● **DATA PROVIDED**:
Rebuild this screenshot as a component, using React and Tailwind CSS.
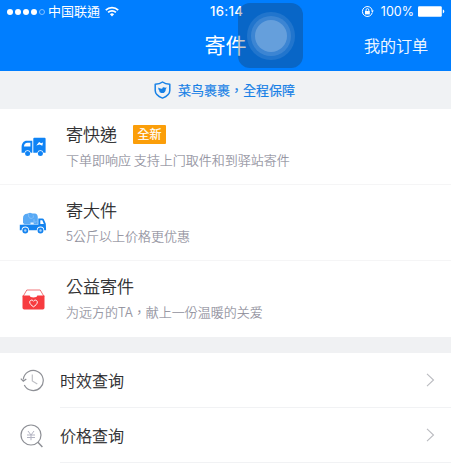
import React from "react";

function WifiIcon() {
  return (
    <svg className="ml-[5px] h-[11px] w-[14px]" viewBox="0 0 14 11" fill="none" stroke="#fff" strokeWidth="1.7">
      <path d="M0.8 4.1a8.8 8.8 0 0 1 12.4 0" />
      <path d="M3.1 6.4a5.5 5.5 0 0 1 7.8 0" />
      <path d="M7 10.5 4.9 8.3a3 3 0 0 1 4.2 0z" fill="#fff" stroke="none" />
    </svg>
  );
}

function RotationLockIcon() {
  return (
    <svg className="h-[13px] w-[13px]" viewBox="0 0 13 13" fill="none" stroke="#fff">
      <path d="M11.3 7.5a5 5 0 1 1 0-2" strokeWidth="1" />
      <path d="M9.8 5.6h3l-1.4 2z" fill="#fff" stroke="none" />
      <rect x="4" y="6" width="4.8" height="3.4" fill="#fff" stroke="none" />
      <path d="M5 6V5a1.4 1.4 0 0 1 2.8 0v1" strokeWidth="0.9" />
    </svg>
  );
}

function BatteryIcon() {
  return (
    <svg className="ml-[4px] h-[11px] w-[27px]" viewBox="0 0 27 11" fill="#fff">
      <rect x="0" y="0.3" width="23.8" height="10.4" rx="1.2" />
      <path d="M24.8 3.6c2 .5 2 3.3 0 3.8z" />
    </svg>
  );
}

function ShieldIcon() {
  return (
    <svg className="h-[18px] w-[17px]" viewBox="0 0 17 18" fill="none">
      <path d="M8.500 1C6.500 2.600 4 3.200 1.200 3.200v6.200c0 3.600 3.200 6 7.300 7.700 4.100-1.700 7.300-4.100 7.300-7.700V3.200C13 3.200 10.500 2.600 8.500 1z" stroke="#1680e6" strokeWidth="1.500" strokeLinejoin="round" />
      <path d="M4.300 6.600c1.500 1 2.700 1.200 3.900 1.100.3-1.300 1.600-1.800 2.600-1l2-.2-1 1.400c.1 2.600-1.500 4.200-3.500 4.200-1.600 0-2.800-.7-3.300-1.800l1 .1C4.800 9.500 4.200 8.300 4.300 6.600z" fill="#1680e6" />
    </svg>
  );
}

function VanIcon() {
  return (
    <svg className="h-[20px] w-[25px]" viewBox="0 0 25 20">
      <path d="M6 3.800h5.300v11.900H9.700a3.200 3.200 0 0 0-6.200 0H.600V9.800C.800 6.500 2.400 3.800 6 3.800z" fill="#0f83f5" />
      <path d="M6.500 5.800h2.900v3.600H2.900c.4-2.200 1.500-3.600 3.600-3.600z" fill="#fff" />
      <path d="M13.300.8h10.300a1 1 0 0 1 1 1v13.900h-2.100a3.200 3.200 0 0 0-6.200 0h-4V1.800a1 1 0 0 1 1-1z" fill="#0f83f5" />
      <path d="m15.300 8.500 2.800-3.400 2 1.200 1.900-.7-.7 3.200-2.600-1.400z" fill="#fff" />
      <circle cx="6.600" cy="16.600" r="2.500" fill="#0f83f5" />
      <circle cx="19.400" cy="16.600" r="2.500" fill="#0f83f5" />
    </svg>
  );
}

function ElephantTruckIcon() {
  return (
    <svg className="h-[22px] w-[28px]" viewBox="0 0 28 22">
      <path d="M4 12.500V6.200C4 3.300 5.600 2 8 1.800L11 .700l2.500.8h2.700c1.800.3 2.600 1.800 2.600 3.800v7.200z" fill="#58a9f5" />
      <path d="M9.700 1.800c-.6 2.800.2 4.600 2.700 4.600 1.800 0 2.300-1.600 1.800-3M15 7.300v2.200c0 1.100 1.900 1.100 2.200-.1" stroke="#8fc5f9" strokeWidth=".8" fill="none" />
      <path d="M3.600 11.200h1.500v1.500H3.600zM11.500 10.600h3.200v1.800h-3.200z" fill="#e3f1fe" />
      <path d="M.8 12.800h18.500V6.400h4c.8 0 1.300.3 1.600 1l1.900 4.300.3 6.600h-1.900a3.700 3.700 0 0 0-7.400 0H10a3.700 3.700 0 0 0-7.400 0H.800z" fill="#1483ef" />
      <path d="M21.300 8.200h2l1.600 3.700h-3.600z" fill="#fff" />
      <circle cx="6.300" cy="18.500" r="2.100" fill="#a9d2fb" stroke="#1483ef" strokeWidth="1.700" />
      <circle cx="21.500" cy="18.500" r="2.100" fill="#a9d2fb" stroke="#1483ef" strokeWidth="1.700" />
    </svg>
  );
}

function CharityBoxIcon() {
  return (
    <svg className="h-[21px] w-[23px]" viewBox="0 0 23 21" fill="none">
      <path d="M1 7.500 4.800 1h13.400L22 7.500" stroke="#f0777a" strokeWidth="1" />
      <path d="M.5 6.500h7.200c.3 1.400 1.600 1.900 3.800 1.900s3.500-.5 3.800-1.900h7.200v12.300a1.700 1.700 0 0 1-1.700 1.700H2.200a1.700 1.700 0 0 1-1.700-1.700z" fill="#f73c40" />
      <path d="M11.500 17.800c-2.200-1.500-3.800-2.900-3.800-4.700 0-2.100 2.700-2.800 3.800-.8 1.100-2 3.800-1.300 3.800.8 0 1.800-1.600 3.200-3.800 4.700z" stroke="#fff" strokeWidth="1" />
    </svg>
  );
}

function HistoryIcon() {
  return (
    <svg className="h-[23px] w-[24px]" viewBox="0 0 24 23" fill="none">
      <path d="M3.300 10.500A10 10 0 1 1 4.300 16" stroke="#8e9096" strokeWidth="1.200" />
      <path d="m.8 9.600 2.500 2.500 3-2.100" stroke="#8e9096" strokeWidth="1.200" />
      <path d="M12.300 5.500v6.500l5 3" stroke="#bfc0c5" strokeWidth="1.200" />
    </svg>
  );
}

function PriceSearchIcon() {
  return (
    <svg className="h-[24px] w-[24px]" viewBox="0 0 24 24" fill="none" strokeWidth="1.200">
      <circle cx="11" cy="11" r="10" stroke="#8e9096" />
      <path d="m17.900 18.300 4.500 4.700" stroke="#8e9096" strokeWidth="1.500" />
      <path d="m8 7 3 4 3-4M7 11h8M7 13.500h8M11 11v5.200" stroke="#b2b3c1" strokeWidth="1" />
    </svg>
  );
}

function Chevron() {
  return (
    <svg className="mr-[16px] h-[14px] w-[9px]" viewBox="0 0 9 14" fill="none">
      <path d="m1 .800 6.500 6.200L1 13.200" stroke="#babbc0" strokeWidth="1.100" />
    </svg>
  );
}

function ServiceRow({ icon, title, detail, badge, last }) {
  return (
    <div className={last ? "flex h-[76px] shrink-0" : "flex h-[76px] shrink-0 border-b border-[#f5f5f6]"}>
      <div className="flex w-[66px] shrink-0 items-center justify-center pt-[1px]">{icon}</div>
      <div className="pt-[13px]">
        <div className="flex h-[24px] items-center">
          <span className="text-[17px] font-light leading-[24px] text-[#202022] [-webkit-text-stroke:0.25px_#202022]">{title}</span>
          {badge && (
            <span className="ml-[16px] mt-[1px] flex h-[19px] w-[33px] items-center justify-center rounded-[1px] bg-[#fb9e09] pb-[1px] text-[12px] leading-[18px] text-white [-webkit-text-stroke:0.2px_#fff]">
              {badge}
            </span>
          )}
        </div>
        <p className="mt-[4px] text-[13px] font-light leading-[20px] text-[#8d8d9a] [-webkit-text-stroke:0.15px_#8d8d9a]">{detail}</p>
      </div>
    </div>
  );
}

function QueryRow({ icon, title }) {
  return (
    <div className="flex h-[55px] shrink-0">
      <div className="flex w-[60px] shrink-0 items-center justify-center pl-[3px]">{icon}</div>
      <div className="flex flex-1 items-center justify-between border-b border-[#f1f2f4]">
        <span className="text-[16px] font-light text-[#202022] [-webkit-text-stroke:0.25px_#202022]">{title}</span>
        <Chevron />
      </div>
    </div>
  );
}

export default function App() {
  return (
    <div className="relative flex h-[463px] w-[451px] flex-col overflow-hidden bg-white font-['Noto_Sans_CJK_TC','Noto_Sans_CJK_SC',sans-serif]">
      <header className="h-[71px] shrink-0 bg-[#007eff] text-white">
        <div className="grid h-[23px] grid-cols-3 items-center">
          <div className="flex items-center pl-[7px]">
            <div className="flex gap-[2px]">
              <i className="h-[6px] w-[6px] rounded-full bg-white" />
              <i className="h-[6px] w-[6px] rounded-full bg-white" />
              <i className="h-[6px] w-[6px] rounded-full bg-white" />
              <i className="h-[6px] w-[6px] rounded-full bg-white" />
              <i className="h-[6px] w-[6px] rounded-full border border-[#80bfff]" />
            </div>
            <span className="-mt-[2px] ml-[3px] text-[13px] leading-[20px]">中国联通</span>
            <WifiIcon />
          </div>
          <span className="pl-[2px] text-center font-['Inter',sans-serif] text-[13px] font-medium tracking-[0.3px]">16:14</span>
          <div className="flex items-center justify-end pr-[6px]">
            <RotationLockIcon />
            <span className="ml-[7px] mt-[1px] font-['Inter',sans-serif] text-[12.500px] leading-[18px]">100%</span>
            <BatteryIcon />
          </div>
        </div>
        <div className="grid h-[44px] grid-cols-3 items-center">
          <h1 className="col-start-2 -mt-[2px] text-center text-[21px] leading-[30px]">寄件</h1>
          <span className="pr-[23px] text-right text-[16px] font-light leading-[24px] [-webkit-text-stroke:0.25px_#fff]">我的订单</span>
        </div>
      </header>

      <div className="absolute left-[238px] top-[3px] flex h-[65px] w-[65px] items-center justify-center rounded-[12px] bg-[#202020]/25">
        <div className="flex h-[48px] w-[48px] items-center justify-center rounded-full bg-white/10">
          <div className="flex h-[40px] w-[40px] items-center justify-center rounded-full bg-white/12">
            <div className="h-[32px] w-[32px] rounded-full bg-[#659fdc]" />
          </div>
        </div>
      </div>

      <div className="flex h-[38px] shrink-0 items-center justify-center bg-[#f0f2f4] pr-[2px] text-[#1680e6]">
        <ShieldIcon />
        <span className="ml-[7px] text-[13px] leading-[20px] [-webkit-text-stroke:0.2px_#1680e6]">菜鸟裹裹，全程保障</span>
      </div>

      <ServiceRow icon={<VanIcon />} title="寄快递" badge="全新" detail="下单即响应 支持上门取件和到驿站寄件" />
      <ServiceRow icon={<ElephantTruckIcon />} title="寄大件" detail="5公斤以上价格更优惠" />
      <ServiceRow icon={<CharityBoxIcon />} title="公益寄件" detail="为远方的TA，献上一份温暖的关爱" last />
      <div className="h-[16px] shrink-0 bg-[#f0f1f3]" />
      <QueryRow icon={<HistoryIcon />} title="时效查询" />
      <QueryRow icon={<PriceSearchIcon />} title="价格查询" />
    </div>
  );
}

● **GOAL OF THE EXERCISE**: For each line in the data above that contains the string "React", extract the line.

● **RESULT OF THIS TASK**:
Rebuild this screenshot as a component, using React and Tailwind CSS.
import React from "react";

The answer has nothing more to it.